Data listing
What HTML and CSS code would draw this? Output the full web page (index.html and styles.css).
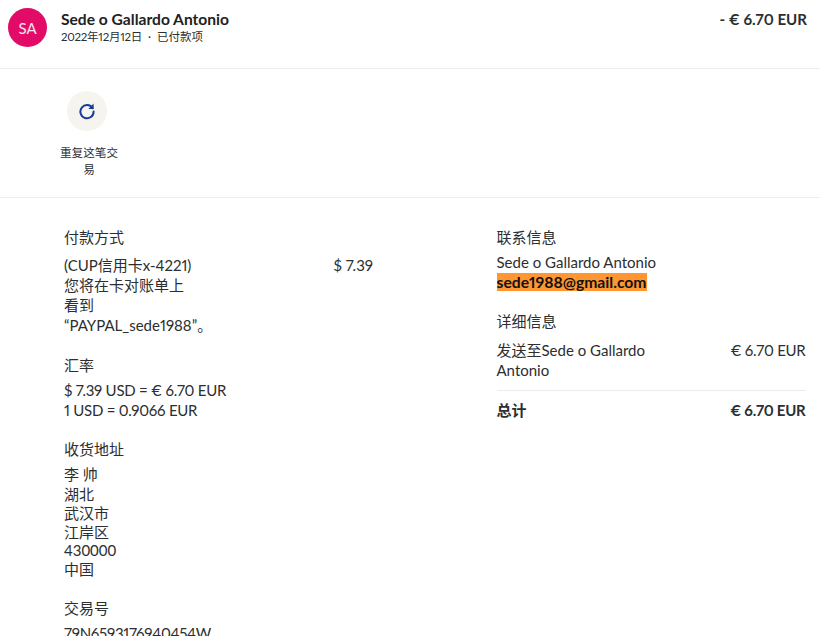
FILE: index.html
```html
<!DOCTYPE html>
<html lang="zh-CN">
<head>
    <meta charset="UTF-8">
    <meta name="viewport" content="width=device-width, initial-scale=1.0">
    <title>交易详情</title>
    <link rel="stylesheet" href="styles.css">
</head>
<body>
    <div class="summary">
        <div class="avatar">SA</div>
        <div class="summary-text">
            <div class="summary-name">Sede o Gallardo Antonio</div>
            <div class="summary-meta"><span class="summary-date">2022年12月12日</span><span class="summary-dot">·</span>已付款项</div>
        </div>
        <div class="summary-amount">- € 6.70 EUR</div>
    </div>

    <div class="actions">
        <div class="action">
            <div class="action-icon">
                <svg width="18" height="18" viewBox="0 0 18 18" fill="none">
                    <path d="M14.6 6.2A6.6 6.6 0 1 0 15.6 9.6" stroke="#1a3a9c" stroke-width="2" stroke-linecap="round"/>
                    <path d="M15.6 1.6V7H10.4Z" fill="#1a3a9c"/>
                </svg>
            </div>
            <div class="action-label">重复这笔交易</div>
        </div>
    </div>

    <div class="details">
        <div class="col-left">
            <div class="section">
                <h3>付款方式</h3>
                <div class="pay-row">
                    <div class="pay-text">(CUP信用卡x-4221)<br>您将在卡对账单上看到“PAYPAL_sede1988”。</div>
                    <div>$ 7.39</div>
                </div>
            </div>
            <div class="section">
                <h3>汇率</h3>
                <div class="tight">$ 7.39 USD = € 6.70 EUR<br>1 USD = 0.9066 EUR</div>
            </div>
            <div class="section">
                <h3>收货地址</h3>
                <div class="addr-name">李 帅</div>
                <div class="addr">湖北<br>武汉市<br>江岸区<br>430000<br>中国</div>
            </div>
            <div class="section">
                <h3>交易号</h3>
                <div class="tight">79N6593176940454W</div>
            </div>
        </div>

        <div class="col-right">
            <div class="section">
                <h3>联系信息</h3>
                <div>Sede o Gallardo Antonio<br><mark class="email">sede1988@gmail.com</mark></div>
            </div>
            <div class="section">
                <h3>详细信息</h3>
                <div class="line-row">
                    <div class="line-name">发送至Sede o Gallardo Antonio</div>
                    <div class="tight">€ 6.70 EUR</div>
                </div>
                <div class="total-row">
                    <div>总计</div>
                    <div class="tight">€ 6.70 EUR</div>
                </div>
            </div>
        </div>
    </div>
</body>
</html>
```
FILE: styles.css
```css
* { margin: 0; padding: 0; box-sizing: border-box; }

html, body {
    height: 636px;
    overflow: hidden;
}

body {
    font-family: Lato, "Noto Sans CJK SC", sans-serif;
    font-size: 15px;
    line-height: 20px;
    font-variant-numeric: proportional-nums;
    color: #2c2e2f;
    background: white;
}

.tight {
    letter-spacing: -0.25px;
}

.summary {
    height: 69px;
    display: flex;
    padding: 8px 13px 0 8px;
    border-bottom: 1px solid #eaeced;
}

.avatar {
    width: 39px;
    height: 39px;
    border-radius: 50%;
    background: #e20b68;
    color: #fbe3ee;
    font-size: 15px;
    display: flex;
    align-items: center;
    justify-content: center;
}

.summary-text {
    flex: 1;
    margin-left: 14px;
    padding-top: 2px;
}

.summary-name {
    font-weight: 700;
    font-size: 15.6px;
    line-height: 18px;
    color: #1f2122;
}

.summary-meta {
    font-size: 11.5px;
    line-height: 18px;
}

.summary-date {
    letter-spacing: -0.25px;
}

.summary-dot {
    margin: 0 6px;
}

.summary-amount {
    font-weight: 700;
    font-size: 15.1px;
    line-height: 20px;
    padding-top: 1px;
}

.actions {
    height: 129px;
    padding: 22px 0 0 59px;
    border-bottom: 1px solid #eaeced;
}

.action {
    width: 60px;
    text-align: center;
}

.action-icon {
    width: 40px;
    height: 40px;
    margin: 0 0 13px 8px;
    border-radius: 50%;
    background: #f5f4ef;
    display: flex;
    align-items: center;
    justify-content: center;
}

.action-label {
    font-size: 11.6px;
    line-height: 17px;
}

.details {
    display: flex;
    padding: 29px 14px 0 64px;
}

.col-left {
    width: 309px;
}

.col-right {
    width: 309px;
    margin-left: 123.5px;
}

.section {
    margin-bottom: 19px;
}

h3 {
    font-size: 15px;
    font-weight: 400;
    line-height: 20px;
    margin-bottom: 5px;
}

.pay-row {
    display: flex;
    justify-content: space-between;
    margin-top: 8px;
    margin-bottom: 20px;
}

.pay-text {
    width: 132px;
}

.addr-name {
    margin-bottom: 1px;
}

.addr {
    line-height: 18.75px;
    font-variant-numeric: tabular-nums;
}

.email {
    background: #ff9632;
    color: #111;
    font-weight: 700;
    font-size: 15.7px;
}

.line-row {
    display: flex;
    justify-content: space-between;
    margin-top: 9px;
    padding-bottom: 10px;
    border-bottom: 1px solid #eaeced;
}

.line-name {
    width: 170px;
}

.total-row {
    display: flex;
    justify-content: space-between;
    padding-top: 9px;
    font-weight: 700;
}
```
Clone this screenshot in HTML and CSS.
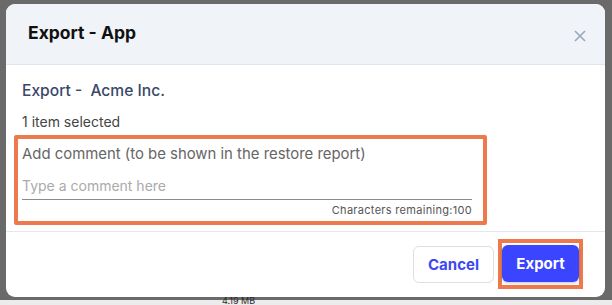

_DIRECTIVE_:
Every line above should be returned exactly; the pictures stay out.

_TASK RESULT_:
What HTML and CSS code would draw this? Output the full web page (index.html and styles.css).
FILE: index.html
```html
<!DOCTYPE html>
<html lang="zh-CN">
<head>
    <meta charset="UTF-8">
    <meta name="viewport" content="width=device-width, initial-scale=1.0">
    <title>交易详情</title>
    <link rel="stylesheet" href="styles.css">
</head>
<body>
    <div class="summary">
        <div class="avatar">SA</div>
        <div class="summary-text">
            <div class="summary-name">Sede o Gallardo Antonio</div>
            <div class="summary-meta"><span class="summary-date">2022年12月12日</span><span class="summary-dot">·</span>已付款项</div>
        </div>
        <div class="summary-amount">- € 6.70 EUR</div>
    </div>

    <div class="actions">
        <div class="action">
            <div class="action-icon">
                <svg width="18" height="18" viewBox="0 0 18 18" fill="none">
                    <path d="M14.6 6.2A6.6 6.6 0 1 0 15.6 9.6" stroke="#1a3a9c" stroke-width="2" stroke-linecap="round"/>
                    <path d="M15.6 1.6V7H10.4Z" fill="#1a3a9c"/>
                </svg>
            </div>
            <div class="action-label">重复这笔交易</div>
        </div>
    </div>

    <div class="details">
        <div class="col-left">
            <div class="section">
                <h3>付款方式</h3>
                <div class="pay-row">
                    <div class="pay-text">(CUP信用卡x-4221)<br>您将在卡对账单上看到“PAYPAL_sede1988”。</div>
                    <div>$ 7.39</div>
                </div>
            </div>
            <div class="section">
                <h3>汇率</h3>
                <div class="tight">$ 7.39 USD = € 6.70 EUR<br>1 USD = 0.9066 EUR</div>
            </div>
            <div class="section">
                <h3>收货地址</h3>
                <div class="addr-name">李 帅</div>
                <div class="addr">湖北<br>武汉市<br>江岸区<br>430000<br>中国</div>
            </div>
            <div class="section">
                <h3>交易号</h3>
                <div class="tight">79N6593176940454W</div>
            </div>
        </div>

        <div class="col-right">
            <div class="section">
                <h3>联系信息</h3>
                <div>Sede o Gallardo Antonio<br><mark class="email">sede1988@gmail.com</mark></div>
            </div>
            <div class="section">
                <h3>详细信息</h3>
                <div class="line-row">
                    <div class="line-name">发送至Sede o Gallardo Antonio</div>
                    <div class="tight">€ 6.70 EUR</div>
                </div>
                <div class="total-row">
                    <div>总计</div>
                    <div class="tight">€ 6.70 EUR</div>
                </div>
            </div>
        </div>
    </div>
</body>
</html>
```
FILE: styles.css
```css
* { margin: 0; padding: 0; box-sizing: border-box; }

html, body {
    height: 636px;
    overflow: hidden;
}

body {
    font-family: Lato, "Noto Sans CJK SC", sans-serif;
    font-size: 15px;
    line-height: 20px;
    font-variant-numeric: proportional-nums;
    color: #2c2e2f;
    background: white;
}

.tight {
    letter-spacing: -0.25px;
}

.summary {
    height: 69px;
    display: flex;
    padding: 8px 13px 0 8px;
    border-bottom: 1px solid #eaeced;
}

.avatar {
    width: 39px;
    height: 39px;
    border-radius: 50%;
    background: #e20b68;
    color: #fbe3ee;
    font-size: 15px;
    display: flex;
    align-items: center;
    justify-content: center;
}

.summary-text {
    flex: 1;
    margin-left: 14px;
    padding-top: 2px;
}

.summary-name {
    font-weight: 700;
    font-size: 15.6px;
    line-height: 18px;
    color: #1f2122;
}

.summary-meta {
    font-size: 11.5px;
    line-height: 18px;
}

.summary-date {
    letter-spacing: -0.25px;
}

.summary-dot {
    margin: 0 6px;
}

.summary-amount {
    font-weight: 700;
    font-size: 15.1px;
    line-height: 20px;
    padding-top: 1px;
}

.actions {
    height: 129px;
    padding: 22px 0 0 59px;
    border-bottom: 1px solid #eaeced;
}

.action {
    width: 60px;
    text-align: center;
}

.action-icon {
    width: 40px;
    height: 40px;
    margin: 0 0 13px 8px;
    border-radius: 50%;
    background: #f5f4ef;
    display: flex;
    align-items: center;
    justify-content: center;
}

.action-label {
    font-size: 11.6px;
    line-height: 17px;
}

.details {
    display: flex;
    padding: 29px 14px 0 64px;
}

.col-left {
    width: 309px;
}

.col-right {
    width: 309px;
    margin-left: 123.5px;
}

.section {
    margin-bottom: 19px;
}

h3 {
    font-size: 15px;
    font-weight: 400;
    line-height: 20px;
    margin-bottom: 5px;
}

.pay-row {
    display: flex;
    justify-content: space-between;
    margin-top: 8px;
    margin-bottom: 20px;
}

.pay-text {
    width: 132px;
}

.addr-name {
    margin-bottom: 1px;
}

.addr {
    line-height: 18.75px;
    font-variant-numeric: tabular-nums;
}

.email {
    background: #ff9632;
    color: #111;
    font-weight: 700;
    font-size: 15.7px;
}

.line-row {
    display: flex;
    justify-content: space-between;
    margin-top: 9px;
    padding-bottom: 10px;
    border-bottom: 1px solid #eaeced;
}

.line-name {
    width: 170px;
}

.total-row {
    display: flex;
    justify-content: space-between;
    padding-top: 9px;
    font-weight: 700;
}
```
Clone this screenshot in HTML and CSS.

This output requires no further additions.